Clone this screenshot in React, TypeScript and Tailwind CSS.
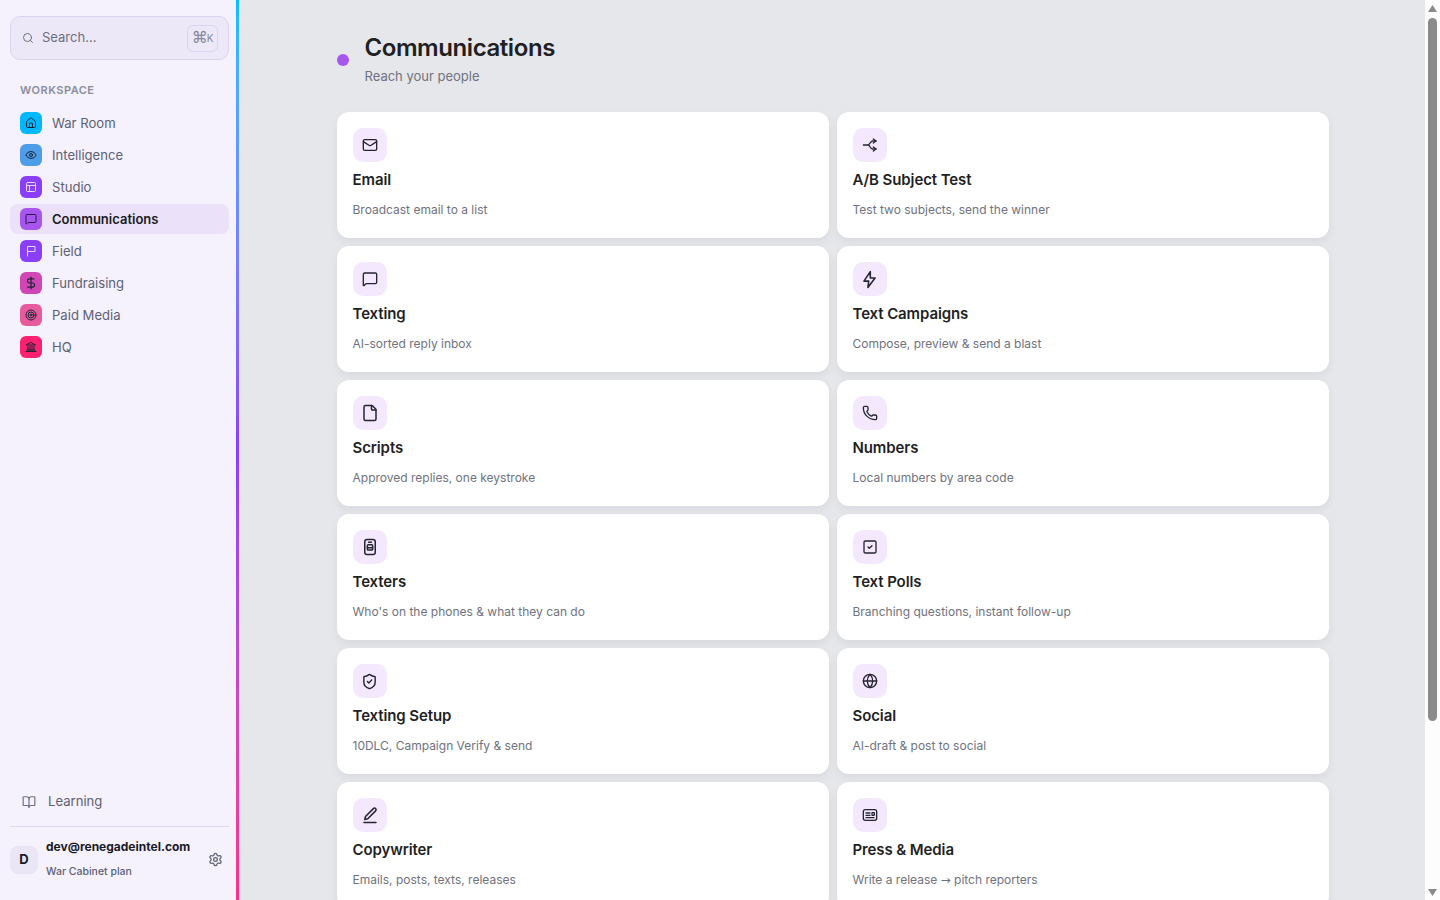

* * *

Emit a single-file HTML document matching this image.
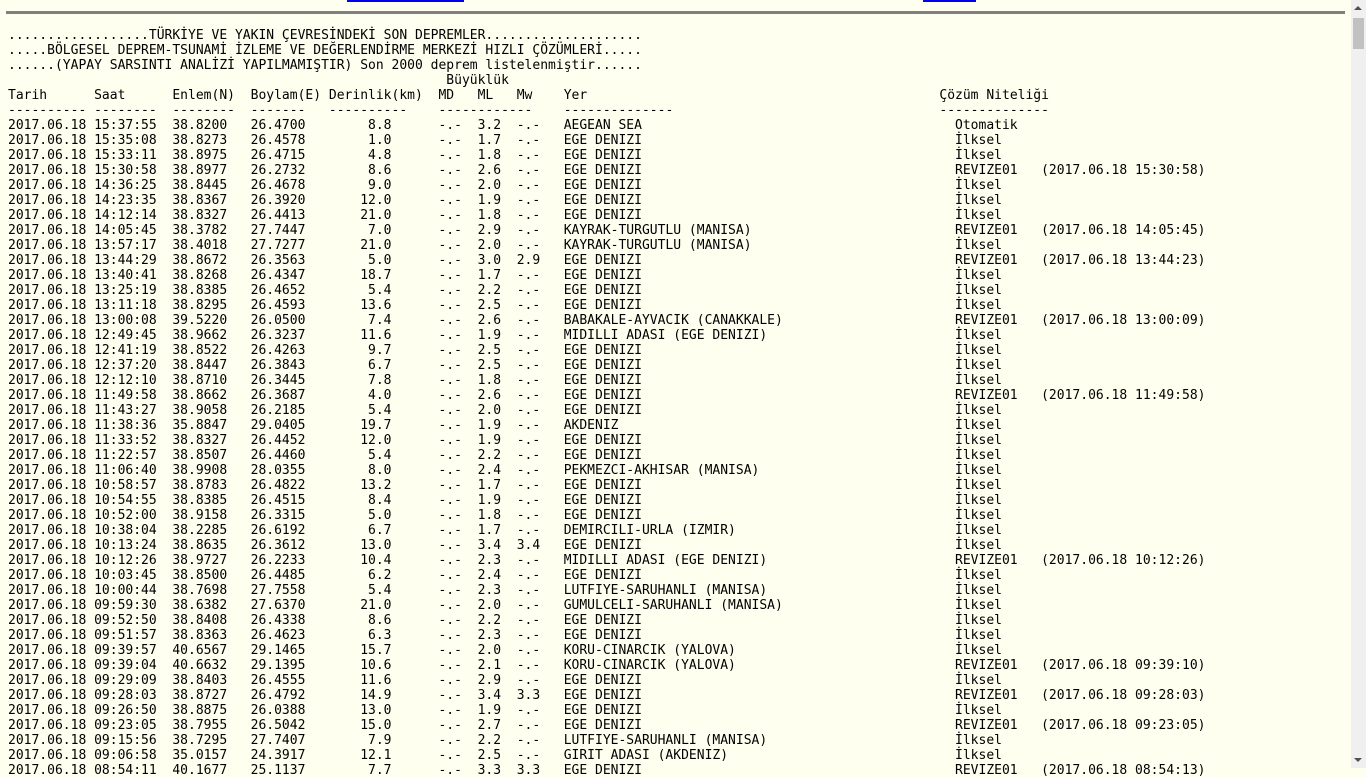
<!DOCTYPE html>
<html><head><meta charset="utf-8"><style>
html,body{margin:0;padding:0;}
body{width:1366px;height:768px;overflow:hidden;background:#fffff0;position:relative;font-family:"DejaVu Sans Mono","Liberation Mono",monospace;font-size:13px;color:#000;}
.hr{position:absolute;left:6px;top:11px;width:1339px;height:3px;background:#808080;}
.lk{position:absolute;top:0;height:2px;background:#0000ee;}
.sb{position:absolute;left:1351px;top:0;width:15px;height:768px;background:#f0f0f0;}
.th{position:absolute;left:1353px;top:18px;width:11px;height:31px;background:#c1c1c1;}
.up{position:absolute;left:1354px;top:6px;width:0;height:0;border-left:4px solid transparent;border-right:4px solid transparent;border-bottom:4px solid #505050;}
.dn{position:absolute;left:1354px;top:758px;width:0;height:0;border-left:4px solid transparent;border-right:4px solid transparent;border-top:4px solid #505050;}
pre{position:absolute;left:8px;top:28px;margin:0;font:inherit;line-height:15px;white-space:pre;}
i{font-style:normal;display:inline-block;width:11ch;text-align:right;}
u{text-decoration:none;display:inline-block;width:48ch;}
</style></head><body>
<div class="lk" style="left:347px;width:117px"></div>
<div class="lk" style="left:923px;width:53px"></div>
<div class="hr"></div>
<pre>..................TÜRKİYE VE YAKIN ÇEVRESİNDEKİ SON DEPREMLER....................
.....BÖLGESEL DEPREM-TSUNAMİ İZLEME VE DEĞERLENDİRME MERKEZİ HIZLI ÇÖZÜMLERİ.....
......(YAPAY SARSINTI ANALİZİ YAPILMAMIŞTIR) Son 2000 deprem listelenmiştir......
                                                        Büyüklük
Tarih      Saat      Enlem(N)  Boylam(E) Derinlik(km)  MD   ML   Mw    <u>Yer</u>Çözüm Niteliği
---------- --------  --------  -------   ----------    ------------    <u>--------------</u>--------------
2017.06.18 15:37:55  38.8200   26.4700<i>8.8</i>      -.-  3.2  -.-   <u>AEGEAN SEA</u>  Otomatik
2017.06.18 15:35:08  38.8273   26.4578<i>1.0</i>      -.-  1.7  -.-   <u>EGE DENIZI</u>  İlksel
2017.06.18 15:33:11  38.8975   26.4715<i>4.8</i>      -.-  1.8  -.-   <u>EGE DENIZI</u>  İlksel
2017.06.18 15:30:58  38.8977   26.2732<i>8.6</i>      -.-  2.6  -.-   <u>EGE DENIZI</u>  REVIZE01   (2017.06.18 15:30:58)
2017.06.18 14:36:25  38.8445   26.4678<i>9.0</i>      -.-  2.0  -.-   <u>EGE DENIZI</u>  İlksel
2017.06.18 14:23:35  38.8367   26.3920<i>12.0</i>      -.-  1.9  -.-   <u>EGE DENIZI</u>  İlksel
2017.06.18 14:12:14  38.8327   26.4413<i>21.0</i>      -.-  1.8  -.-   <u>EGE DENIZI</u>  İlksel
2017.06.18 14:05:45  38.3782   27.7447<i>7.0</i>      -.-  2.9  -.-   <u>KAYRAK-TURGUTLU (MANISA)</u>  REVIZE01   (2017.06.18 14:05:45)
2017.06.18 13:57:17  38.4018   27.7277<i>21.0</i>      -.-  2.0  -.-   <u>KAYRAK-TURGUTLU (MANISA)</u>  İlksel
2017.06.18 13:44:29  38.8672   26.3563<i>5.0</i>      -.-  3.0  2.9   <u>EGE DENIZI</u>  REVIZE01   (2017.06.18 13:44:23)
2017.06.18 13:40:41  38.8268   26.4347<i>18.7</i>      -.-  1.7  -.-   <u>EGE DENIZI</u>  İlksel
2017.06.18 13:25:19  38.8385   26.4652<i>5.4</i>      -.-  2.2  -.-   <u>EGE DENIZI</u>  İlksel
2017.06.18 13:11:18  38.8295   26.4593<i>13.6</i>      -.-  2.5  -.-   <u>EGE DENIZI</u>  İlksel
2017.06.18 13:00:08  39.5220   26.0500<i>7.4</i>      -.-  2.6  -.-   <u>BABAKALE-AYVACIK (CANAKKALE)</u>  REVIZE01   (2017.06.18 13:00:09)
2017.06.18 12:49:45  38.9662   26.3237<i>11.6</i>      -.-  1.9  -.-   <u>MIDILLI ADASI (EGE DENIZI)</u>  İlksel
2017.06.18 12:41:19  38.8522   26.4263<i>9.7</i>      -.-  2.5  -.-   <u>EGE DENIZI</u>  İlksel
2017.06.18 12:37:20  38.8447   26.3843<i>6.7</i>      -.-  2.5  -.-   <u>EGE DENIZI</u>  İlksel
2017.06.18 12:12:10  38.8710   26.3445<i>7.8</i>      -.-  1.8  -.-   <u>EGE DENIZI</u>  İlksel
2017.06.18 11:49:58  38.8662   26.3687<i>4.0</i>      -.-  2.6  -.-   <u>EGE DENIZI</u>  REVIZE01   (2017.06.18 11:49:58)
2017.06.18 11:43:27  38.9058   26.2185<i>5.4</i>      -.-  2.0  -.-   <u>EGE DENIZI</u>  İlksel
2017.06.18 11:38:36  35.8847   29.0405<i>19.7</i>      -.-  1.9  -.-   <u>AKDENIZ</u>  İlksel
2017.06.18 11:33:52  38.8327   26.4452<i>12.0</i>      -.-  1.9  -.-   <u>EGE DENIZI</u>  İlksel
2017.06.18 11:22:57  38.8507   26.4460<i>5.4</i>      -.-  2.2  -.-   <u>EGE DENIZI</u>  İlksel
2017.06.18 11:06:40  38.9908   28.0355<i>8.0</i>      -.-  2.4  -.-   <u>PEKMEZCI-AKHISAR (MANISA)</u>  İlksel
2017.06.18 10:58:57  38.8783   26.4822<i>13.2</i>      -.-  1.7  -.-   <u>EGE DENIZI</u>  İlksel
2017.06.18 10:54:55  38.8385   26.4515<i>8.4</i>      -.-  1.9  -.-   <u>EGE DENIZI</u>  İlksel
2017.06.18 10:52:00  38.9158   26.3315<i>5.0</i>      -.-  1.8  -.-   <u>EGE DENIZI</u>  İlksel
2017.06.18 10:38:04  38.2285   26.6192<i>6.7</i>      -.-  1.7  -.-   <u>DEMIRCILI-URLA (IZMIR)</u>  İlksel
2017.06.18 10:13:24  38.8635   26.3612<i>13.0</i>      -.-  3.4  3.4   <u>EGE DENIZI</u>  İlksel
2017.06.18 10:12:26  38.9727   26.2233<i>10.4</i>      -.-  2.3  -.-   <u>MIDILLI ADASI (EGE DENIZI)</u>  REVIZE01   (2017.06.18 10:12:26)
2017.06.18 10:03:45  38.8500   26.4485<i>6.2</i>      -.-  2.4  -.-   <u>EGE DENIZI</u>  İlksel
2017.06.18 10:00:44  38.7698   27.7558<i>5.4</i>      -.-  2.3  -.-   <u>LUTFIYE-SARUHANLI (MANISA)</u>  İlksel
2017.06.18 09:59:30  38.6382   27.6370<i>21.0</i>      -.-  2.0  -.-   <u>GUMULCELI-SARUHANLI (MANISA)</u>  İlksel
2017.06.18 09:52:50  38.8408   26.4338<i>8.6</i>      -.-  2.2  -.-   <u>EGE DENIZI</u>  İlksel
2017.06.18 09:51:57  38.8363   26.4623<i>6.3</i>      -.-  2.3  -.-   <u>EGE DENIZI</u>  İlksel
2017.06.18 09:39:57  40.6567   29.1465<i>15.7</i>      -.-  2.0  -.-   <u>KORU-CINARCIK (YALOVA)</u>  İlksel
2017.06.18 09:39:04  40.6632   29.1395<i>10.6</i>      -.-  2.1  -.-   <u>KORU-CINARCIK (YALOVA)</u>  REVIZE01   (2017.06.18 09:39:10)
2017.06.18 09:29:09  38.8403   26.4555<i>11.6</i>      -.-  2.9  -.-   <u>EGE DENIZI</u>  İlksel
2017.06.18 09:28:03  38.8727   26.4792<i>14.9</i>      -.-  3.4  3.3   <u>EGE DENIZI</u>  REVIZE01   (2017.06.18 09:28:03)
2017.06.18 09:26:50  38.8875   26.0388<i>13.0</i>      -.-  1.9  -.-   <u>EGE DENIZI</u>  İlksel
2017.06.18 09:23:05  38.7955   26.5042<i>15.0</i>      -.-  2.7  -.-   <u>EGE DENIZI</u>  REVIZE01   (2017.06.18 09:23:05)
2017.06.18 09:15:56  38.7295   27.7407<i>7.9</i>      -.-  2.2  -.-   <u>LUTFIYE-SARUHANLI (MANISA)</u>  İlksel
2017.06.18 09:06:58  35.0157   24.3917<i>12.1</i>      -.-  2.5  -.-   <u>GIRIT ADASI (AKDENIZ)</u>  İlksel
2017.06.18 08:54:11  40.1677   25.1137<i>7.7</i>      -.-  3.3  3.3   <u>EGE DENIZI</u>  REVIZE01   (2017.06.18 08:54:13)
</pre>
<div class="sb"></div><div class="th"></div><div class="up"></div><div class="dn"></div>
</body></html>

* * *

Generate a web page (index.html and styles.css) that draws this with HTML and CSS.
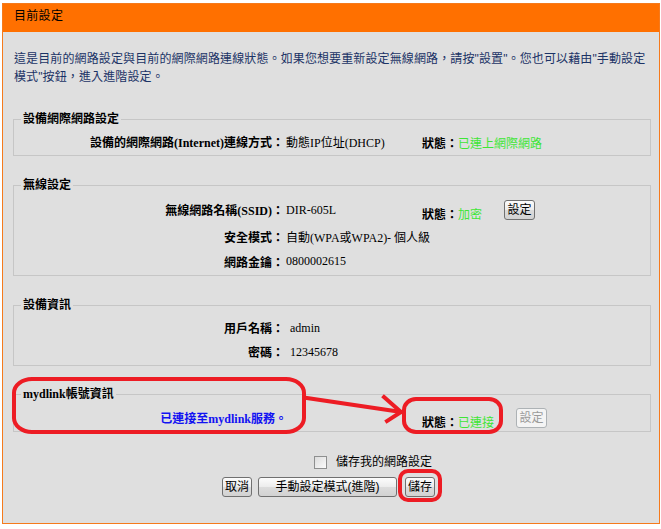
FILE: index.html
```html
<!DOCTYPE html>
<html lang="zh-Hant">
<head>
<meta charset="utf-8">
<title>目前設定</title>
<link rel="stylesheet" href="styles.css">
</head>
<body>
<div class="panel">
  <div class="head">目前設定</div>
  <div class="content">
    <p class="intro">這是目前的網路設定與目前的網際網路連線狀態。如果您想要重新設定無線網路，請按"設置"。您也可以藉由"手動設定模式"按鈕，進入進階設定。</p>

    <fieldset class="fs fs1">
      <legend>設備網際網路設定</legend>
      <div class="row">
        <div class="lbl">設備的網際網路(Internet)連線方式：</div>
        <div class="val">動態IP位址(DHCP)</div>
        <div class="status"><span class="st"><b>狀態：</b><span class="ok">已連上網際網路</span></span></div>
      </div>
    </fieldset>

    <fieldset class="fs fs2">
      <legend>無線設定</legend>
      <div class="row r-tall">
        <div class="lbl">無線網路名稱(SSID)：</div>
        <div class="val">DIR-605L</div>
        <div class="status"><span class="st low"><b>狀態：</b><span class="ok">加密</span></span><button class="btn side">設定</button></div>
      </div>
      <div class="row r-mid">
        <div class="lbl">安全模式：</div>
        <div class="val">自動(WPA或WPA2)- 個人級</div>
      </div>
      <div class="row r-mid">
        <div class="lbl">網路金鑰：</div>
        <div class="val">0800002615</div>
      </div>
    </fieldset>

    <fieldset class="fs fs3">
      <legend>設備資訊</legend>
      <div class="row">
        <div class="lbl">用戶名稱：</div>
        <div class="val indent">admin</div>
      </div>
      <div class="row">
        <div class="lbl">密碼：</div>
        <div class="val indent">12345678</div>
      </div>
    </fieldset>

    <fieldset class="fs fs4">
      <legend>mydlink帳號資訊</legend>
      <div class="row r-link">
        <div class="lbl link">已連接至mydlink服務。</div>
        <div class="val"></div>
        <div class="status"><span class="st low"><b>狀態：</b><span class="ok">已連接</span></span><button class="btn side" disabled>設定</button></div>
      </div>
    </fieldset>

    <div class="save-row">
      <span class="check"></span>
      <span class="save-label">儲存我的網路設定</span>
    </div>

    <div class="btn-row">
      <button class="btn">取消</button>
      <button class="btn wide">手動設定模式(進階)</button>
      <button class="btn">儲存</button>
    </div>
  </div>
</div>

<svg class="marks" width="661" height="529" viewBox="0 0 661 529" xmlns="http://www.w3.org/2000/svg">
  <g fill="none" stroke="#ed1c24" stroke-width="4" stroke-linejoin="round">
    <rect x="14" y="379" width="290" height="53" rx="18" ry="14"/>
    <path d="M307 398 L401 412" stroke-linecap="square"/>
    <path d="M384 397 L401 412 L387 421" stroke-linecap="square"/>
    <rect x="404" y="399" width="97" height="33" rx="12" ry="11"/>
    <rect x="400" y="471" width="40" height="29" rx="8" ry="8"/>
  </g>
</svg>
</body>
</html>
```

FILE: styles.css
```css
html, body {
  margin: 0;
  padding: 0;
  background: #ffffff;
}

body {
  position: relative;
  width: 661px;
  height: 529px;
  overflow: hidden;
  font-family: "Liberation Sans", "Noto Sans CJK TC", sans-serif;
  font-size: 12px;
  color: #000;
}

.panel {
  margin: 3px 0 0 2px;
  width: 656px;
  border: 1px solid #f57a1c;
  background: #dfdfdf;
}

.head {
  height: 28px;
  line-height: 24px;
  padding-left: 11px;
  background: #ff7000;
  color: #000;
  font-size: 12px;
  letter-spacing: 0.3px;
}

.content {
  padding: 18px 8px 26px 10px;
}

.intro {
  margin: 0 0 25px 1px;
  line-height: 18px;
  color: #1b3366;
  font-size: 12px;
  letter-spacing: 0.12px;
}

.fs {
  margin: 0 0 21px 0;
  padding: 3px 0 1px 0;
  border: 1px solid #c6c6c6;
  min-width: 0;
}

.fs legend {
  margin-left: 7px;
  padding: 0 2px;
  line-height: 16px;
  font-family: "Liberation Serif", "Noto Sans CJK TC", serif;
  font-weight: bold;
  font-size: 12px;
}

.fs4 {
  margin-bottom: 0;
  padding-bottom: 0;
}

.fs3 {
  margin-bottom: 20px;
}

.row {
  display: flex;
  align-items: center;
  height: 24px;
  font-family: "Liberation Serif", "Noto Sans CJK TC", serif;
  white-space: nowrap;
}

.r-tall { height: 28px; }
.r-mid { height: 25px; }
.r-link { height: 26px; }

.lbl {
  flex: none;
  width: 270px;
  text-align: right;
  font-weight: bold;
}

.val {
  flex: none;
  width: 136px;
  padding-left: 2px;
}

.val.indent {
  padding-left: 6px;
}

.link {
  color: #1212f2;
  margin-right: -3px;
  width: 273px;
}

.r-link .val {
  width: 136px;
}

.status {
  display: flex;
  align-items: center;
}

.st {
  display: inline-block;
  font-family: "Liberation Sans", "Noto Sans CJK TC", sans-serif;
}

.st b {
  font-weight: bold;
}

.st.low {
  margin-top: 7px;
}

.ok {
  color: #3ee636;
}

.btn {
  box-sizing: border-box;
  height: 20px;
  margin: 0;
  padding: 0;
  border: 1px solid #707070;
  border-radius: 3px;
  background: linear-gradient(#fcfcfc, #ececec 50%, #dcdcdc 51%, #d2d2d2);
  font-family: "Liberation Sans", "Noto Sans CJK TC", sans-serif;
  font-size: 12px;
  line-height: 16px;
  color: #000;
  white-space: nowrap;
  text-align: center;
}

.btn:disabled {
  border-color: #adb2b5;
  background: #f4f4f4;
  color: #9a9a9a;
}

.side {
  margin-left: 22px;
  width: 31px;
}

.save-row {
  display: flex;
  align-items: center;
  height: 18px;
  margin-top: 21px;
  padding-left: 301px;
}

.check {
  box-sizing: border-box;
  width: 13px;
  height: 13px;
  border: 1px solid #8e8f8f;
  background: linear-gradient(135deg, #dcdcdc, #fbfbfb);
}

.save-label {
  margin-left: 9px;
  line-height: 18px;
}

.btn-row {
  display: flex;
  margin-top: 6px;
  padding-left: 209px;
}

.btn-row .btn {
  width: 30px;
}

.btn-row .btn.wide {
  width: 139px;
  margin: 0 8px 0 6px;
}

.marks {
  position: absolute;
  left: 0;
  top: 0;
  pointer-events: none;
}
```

Short exercise >>
Your task is to pick out every line with the string "styles" and copy it.

Finished answer >>
Generate a web page (index.html and styles.css) that draws this with HTML and CSS.
<link rel="stylesheet" href="styles.css">
FILE: styles.css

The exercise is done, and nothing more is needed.